Die Rechtsmittelführerin macht geltend, das Urteil des Gerichts sei insoweit rechtsfehlerhaft und weise einen Begründungsmangel auf, als es feststelle, dass das Verfahren, das zum Erlass des Beschlusses (EU) 2020/1412 geführt habe, insgesamt nicht übermäßig lang gewesen sei und daher die Grundsätze der Rechtssicherheit, der ordnungsgemäßen Verwaltung und der Verhältnismäßigkeit nicht verletzt worden seien.

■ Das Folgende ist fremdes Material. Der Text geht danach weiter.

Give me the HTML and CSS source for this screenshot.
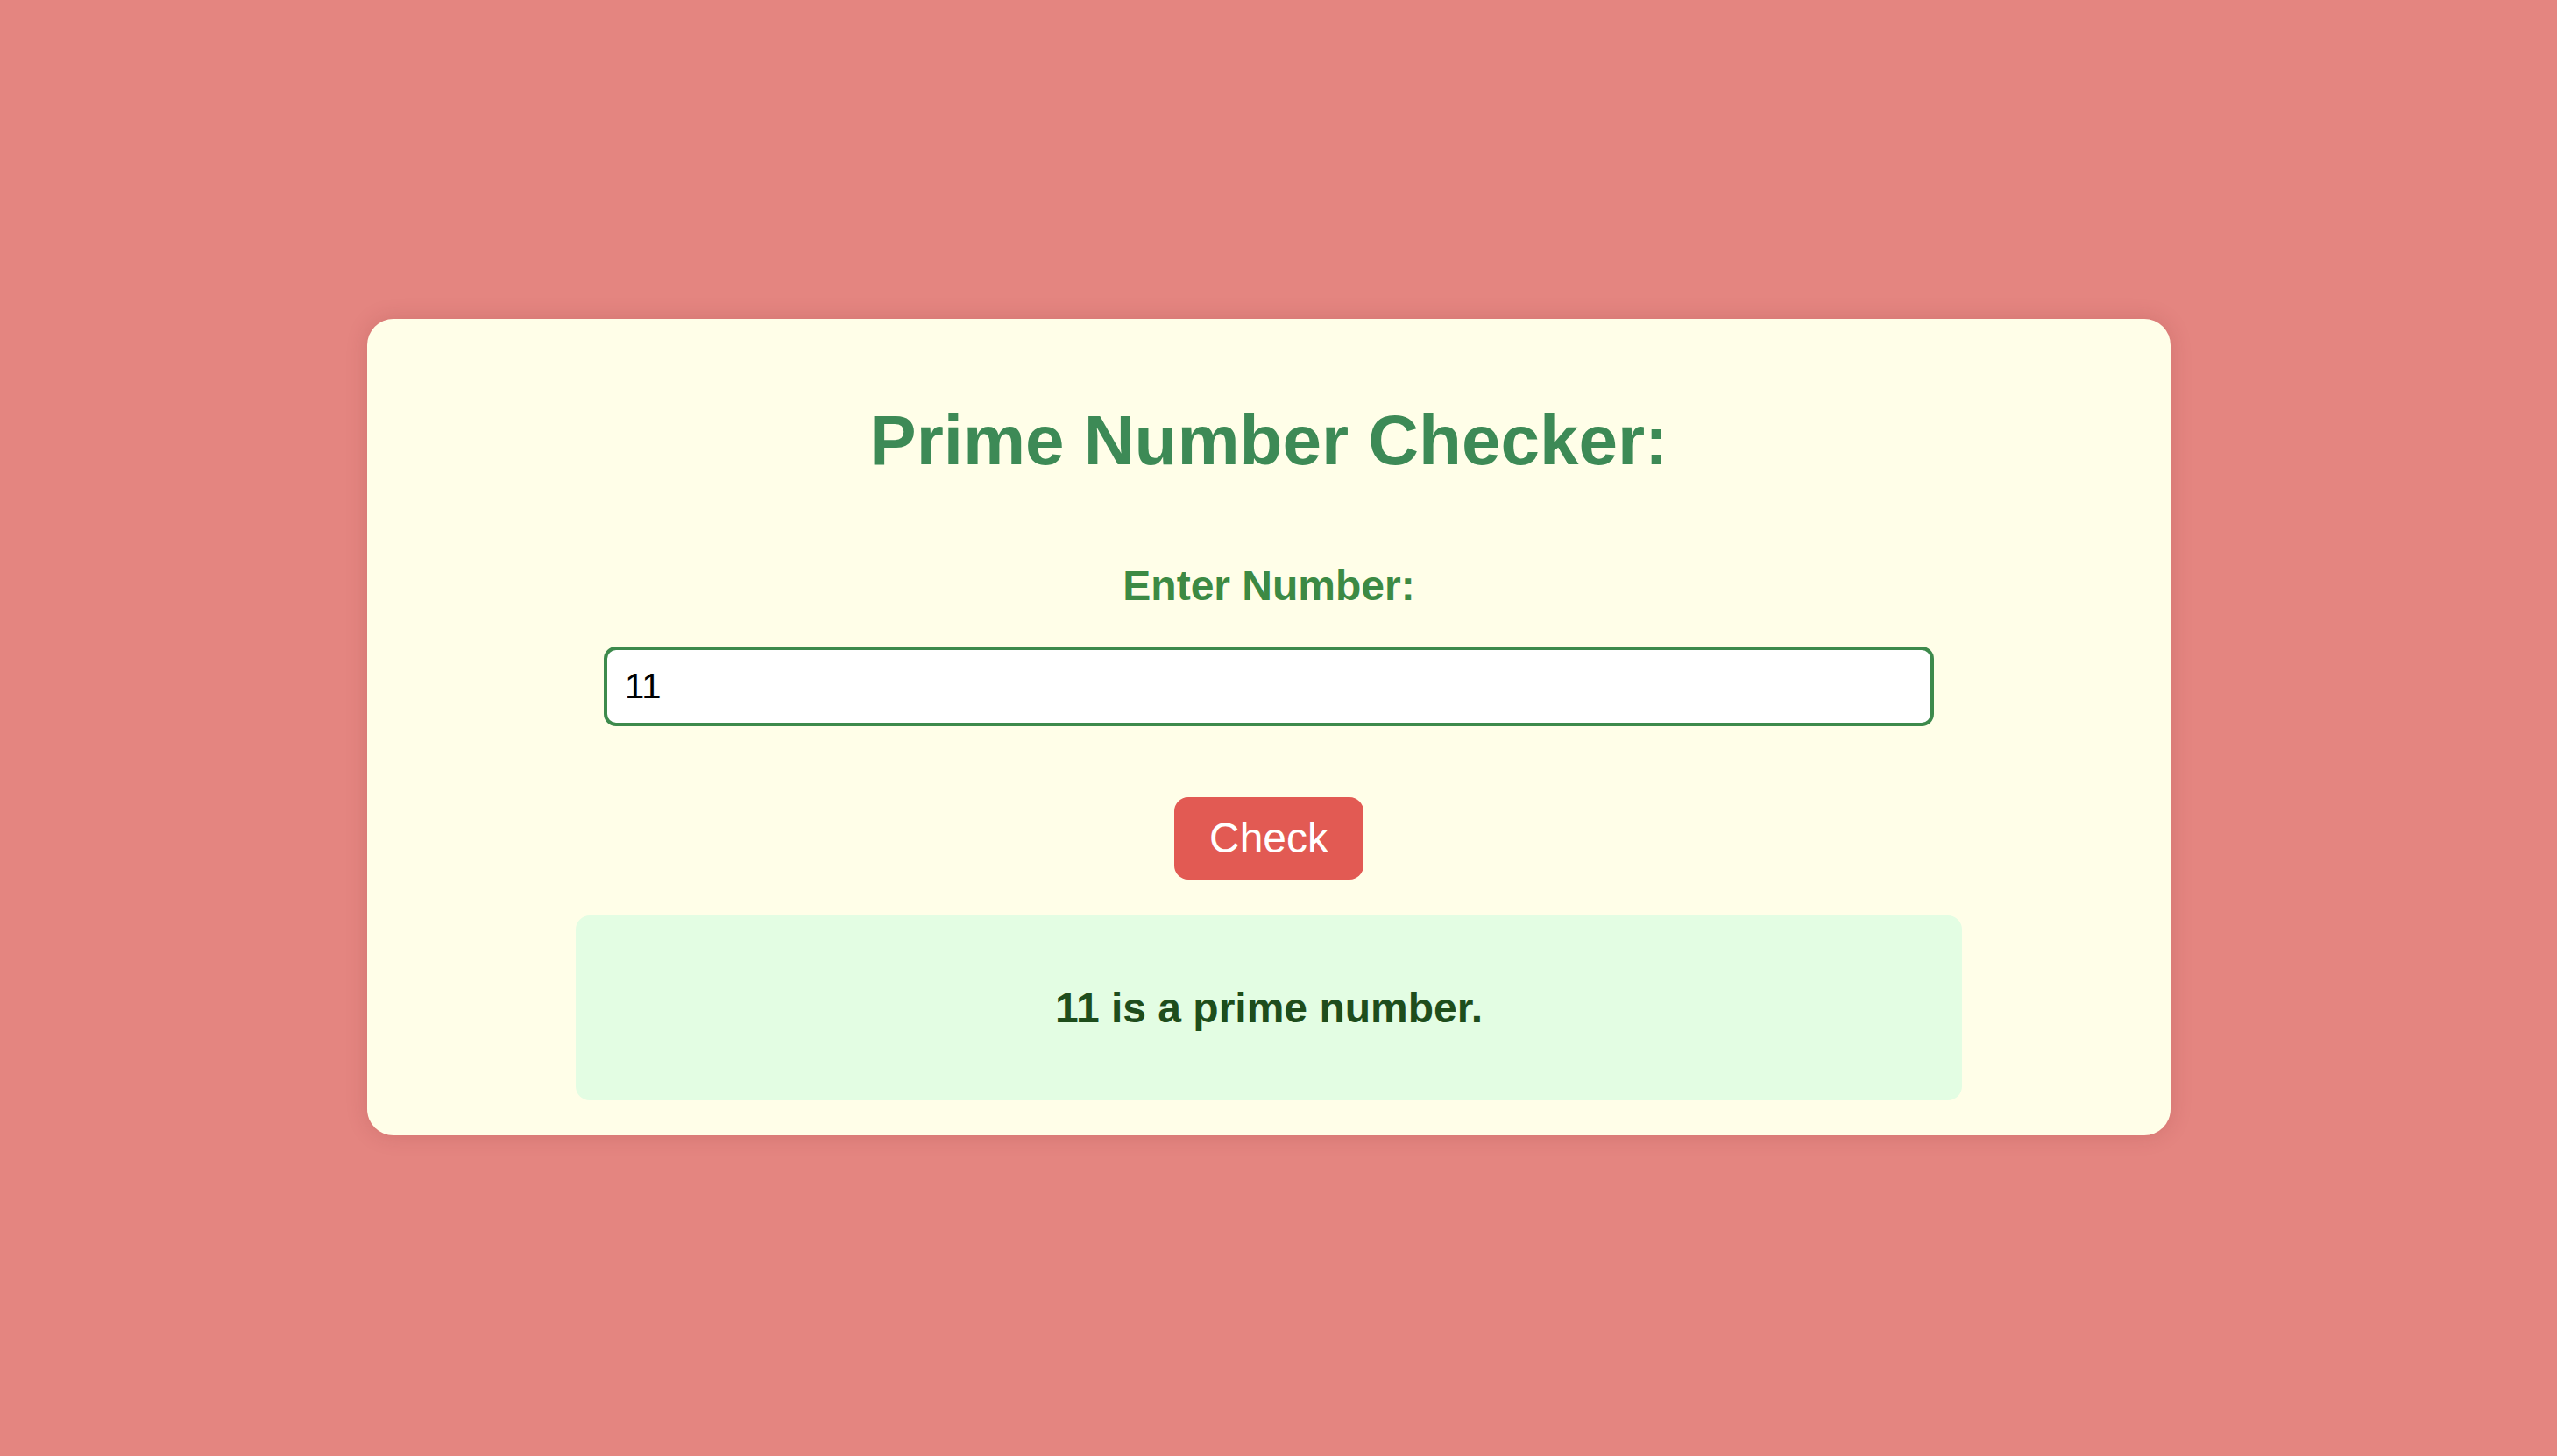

In Bezug auf den Verstoß gegen den Grundsatz der Verhältnismäßigkeit habe das Gericht die von der Kommission zu ihrer Verteidigung erhobene Einrede der Unzulässigkeit für begründet gehalten und dadurch einen Rechtsfehler begangen.

Die Rechtsmittelführerin ist ferner der Ansicht, dass der Beschluss (EU) 2020/1412 gemäß dem Grundsatz des Vertrauensschutzes und unter Beachtung der Art. 16 und 17 der Charta der Grundrechte von Tirrenia SV keine Rückforderung der angefochtenen Beihilfemaßnahmen hätte verlangen dürfen.

Nach Ansicht der Rechtsmittelführerin hat das Gericht rechtsfehlerhaft nicht festgestellt, dass die Kommission gegen die oben genannten allgemeinen Grundsätze sowie gegen die Charta der Grundrechte verstoßen habe.

Mit ihrem vierten Rechtsmittelgrund beanstandet die Rechtsmittelführerin, das Gericht habe es versäumt, ein Beweisstück in seine Akte aufzunehmen.

Die Rechtsmittelführerin rügt, dass es ihr nicht gemäß Art. 85 Abs. 3 der Verfahrensordnung des Gerichts ermöglicht worden sei, den Beschluss der Kommission vom 30. September 2021 über die Maßnahmen SA.32014, SA.32015, SA.32016 (2011/C) (ex 2011/NN), die Italien und die Region Sardinien zugunsten von Saremar durchgeführt häten (C(2021) 6990 final), den die Rechtsmittelführerin von der Kommission aufgrund eines Antrags auf Akteneinsicht erhalten habe, zur Verfahrensakte zu geben.

In Anbetracht der Bedeutung des Beschlusses Saremar habe die Nichtaufnahme dieser zusätzlichen Beweisstücke in die Akte zur Rechtswidrigkeit des Urteils des Gerichts geführt, und zwar sowohl wegen eines Verstoßes gegen die Verfahrensordnung des Gerichts selbst und gegen die Begründungspflicht, die jedem Unionsorgan obliege, als auch wegen einer offensichtlichen Verletzung der Verteidigungsrechte der Rechtsmittelführerin.